The sign-on campaign comes just days after a coalition of civic groups penned its own letter, calling on Mayor Adams to do the exact opposite and scrap his "car- and truck-centric" plan to repair the BQE for another two generations in favor of one that gets New Yorkers out of cars and onto transit.

In an era of highway teardowns and "reconnecting community" initiatives, the Adams administration is simply misguided, advocates believe.

“It’s sad to see the city’s text invoking the negative history of urban highway construction while seeking to cement that legacy for the rest of the 21st century,” said Jon Orcutt, a former city transportation official. “Let’s hope U.S. DOT (and our Congressional delegation) takes into account the significant concerns recently expressed by Brooklyn and citywide civic leaders in evaluating the city’s application.”

It’s unclear if any organizations are planning to sign on; Brooklyn Heights Association Executive Director Lara Birnback told Streetsblog that she and several other groups that are part of the DOT's so-called Community Visioning Council for the BQE project have received the letter.

The support letter also comes less than two weeks after City Comptroller Brad Lander chastised the state for spending too much of its federal dollars from the 2021 infrastructure bill on highway expansion projects like the widening of Van Wyck Expressway.

The triple cantilever section of the BQE is at risk of collapse. It carries more than 130,000 vehicles a day, 13,000 of which are trucks — numbers that would horrify the highway's original builders. The previous administration’s plan was to shore up the roadway by waterproofing it, banishing overweight trucks, and making interim repairs.

But when Mayor Adams took over, he charted a new path. Rather than buying time to reimagine the entirety of the BQE, the Adams administration wants to seize a “once-in-a-generation opportunity,” with the help of federal funding, to rebuild the triple cantilever now. And as part of its plans, the city unveiled late last year three fairly similar design options for the rebuild that all include green space on top in order to conceal the highway and connect to the promenade above and Brooklyn Bridge Park down below.

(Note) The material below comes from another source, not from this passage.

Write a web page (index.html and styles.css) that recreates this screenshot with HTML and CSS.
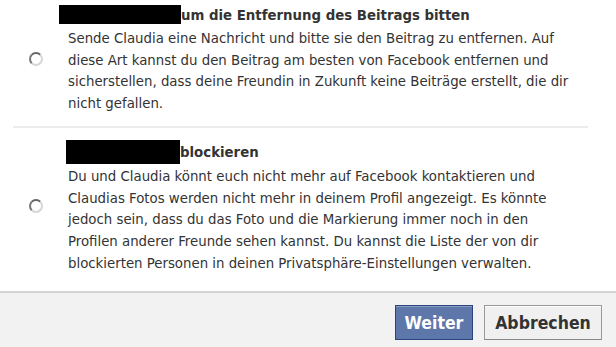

The DOT has yet to decide what exactly that will look like — though the city has signaled that it's leaning towards a full six-lane rebuild that would likely expand the highway's geographic footprint.

The money for which the city is asking would come from the US DOT’s Multimodal Project Discretionary Grant Program, as part of the Adams administration's larger $1.5-billion infrastructure agenda, the news website The City reported. And the money would go towards not only repairing the highway, but also towards "enhancing safety for pedestrians and cyclists," according to the DOT, a reference to its much-panned designs for the Atlantic Avenue interchange.

Failing to improve public transit is a non-starter, said Danny Pearlstein of Riders Alliance.

“We really can't afford to repeat mistakes like the Van Wyck. We need every possible opportunity to improve transit and reduce driving,” said Pearlstein. “If we are using federal infrastructure dollars, we should be doing it in a way that reduces vehicle miles traveled and gives people more and better transit options. The city’s own busway model could be of use on the BQE.”

The DOT did not respond to a request for comment.